Paylaş
Aslında kredi kartları ve tüketici kredilerinde esneme yapılarak, tüketimi artırma formülleri üzerinde son birkaç aydır duruluyor. Hatta Bankacılık Düzenleme ve Denetleme Kurulu (BDDK) Başkanı, bir politikacı gibi, başlatılan çalışmayı aylar öncesinden açıklamıştı ama olmadı. Son olarak Başbakan Yardımcısı Nurettin Canikli bu kararın alınacağını söyledi.
Canikli, bu konuda ince bir ayar yapacaklarını, yapacakları düzenlemeyle cari açığın artışını engellemek için tedbir alacaklarını söyledi. Dolayısıyla aylar öncesinden başlatılan çalışmaların, cari açık başta olmak üzere, ekonominin dengeleri üzerinde yaratacağı tahribatın hükümet tarafından bilindiğini, o nedenle düzenlemenin geciktiğini düşünebiliriz.
Bu arada çeşitli sektör temsilcileri de, doğal olarak, esneklik yapılacak mallar arasına kendi ürettikleri malların alınması için yoğun lobi yürütüyorlar. O nedenle bu tür düzenlemelerde bir yerde çizgi çekmek çok zor oluyor. Yapılacak düzenlemede ne kadar cari açık düşünülerek ayar yapılmaya çalışılırsa çalışılsın, talep yoğunluğu nedeniyle, bunun zor olacağı açık. Örneğin beyaz eşyada vadeyi artırmak çok sorun olmaz belki ama asıl ihtiyaç gözüken otomobil, cep telefonu gibi mallarda vade uzatımıyla ithalatın artacağı, cari açığın büyüyeceği açık. Yerli- ithal kam ayrımı yapmak mümkün değil.
Kısıtlamaların neden getirildiğini hatırlarsak, eski koşullara dönmenin getireceği sakıncalar da kendiliğinden zaten ortaya çıkıyor.
Cari açığın yanında, son dönemde zaten gözardı edildiği izlenimi verilen, enflasyonla mücadelede önemli zaafiyet oluşacağı, önümüzdeki yıl yeniden çift haneyi tartışacağımız, bunun tüm dengeleri etkileyeceği ise açık.

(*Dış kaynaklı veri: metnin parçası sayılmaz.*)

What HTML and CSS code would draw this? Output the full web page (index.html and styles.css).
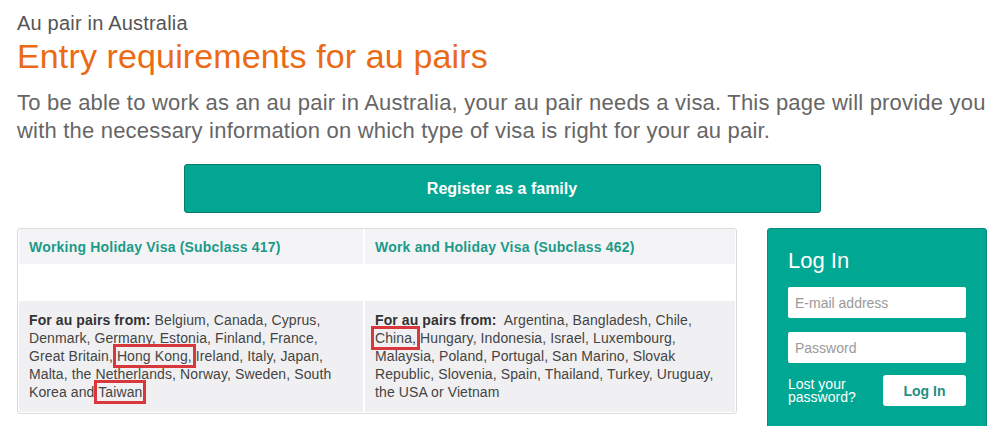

MEVDUAT DA TOPLAMAZSA BANKA NE YAPACAK?
Başbakan Yardımcısı Canikli, geçen hafta bankacılarla yaptığı toplantıda bu çalışılan tedbiri açıklarken, aynı zamanda bankacılardan, yarışa girmemelerini isteyerek mevduat faizlerinin çok yüksek olduğunu söylemiş. Hükümet olarak uzun zamandır bankalardan kredilerde sıkıntı yaratmamaları, kredi faiz oranlarını indirmeleri isteniyor. Hatta neredeyse zorunlu olarak konut kredisi faiz oranlarını bankaların geri çekmesini sağlandı. Bankalar vade uyuşmazlığı büyümesine rağmen, bu yola girmek zorunda kaldılar.
Şimdi de bankalardan mevduat konusunda yarışmamaları isteniyor. Tasarrufçunun cazip olmayan mevduat faizi yerine başka yerlere kaçacakları bilinmiyor mu? Tabi ki biliniyor ama sıkıntıyı bu kez mevduat faizi kanalıyla kredi faiz oranlarının düşmemesi olarak gördüler bunu söylemeye başladılar.
Şimdi de kredi kartı ve tüketici kredilerinde vade uzatılarak, bankalara “vatandaşın tüketmesi için daha fazla kaynak ayır” deniyor. İyi de, bankalar bu kadar parayı nereden bulacak?
Yabancı sermaye girişi durmuşken, önümüzdeki dönem bu konudaki sıkıntının artacağı beklentisi varken, reyting kuruluşlarından not indirimi gelirse, bankalar sürekli artırdığınız finansman ihtiyacını nereden karşılayacak?
Devlet ve ekonomi yönetimi o nedenle donanım ve liyakat istiyor. Bilimsel olmayan yollarla hamasetle bu işler yürümüyor, sonunda fatura halka çıkıyor. Siz yabancı sermayeye bu kadar ihtiyaç duyduğunuz halde, sermayenin geldiği Batı’ya kafa tutup, demokrasiden uzaklaşıp, içeride ve dışarıda keyfi davranırsanız, bunun ekonomiye faturasına katlanmak zorunda kalırsınız. Ya da Batı’nın istediği her şeyi, içerde kafa tutar görünüp, yapmaya devam edersiniz.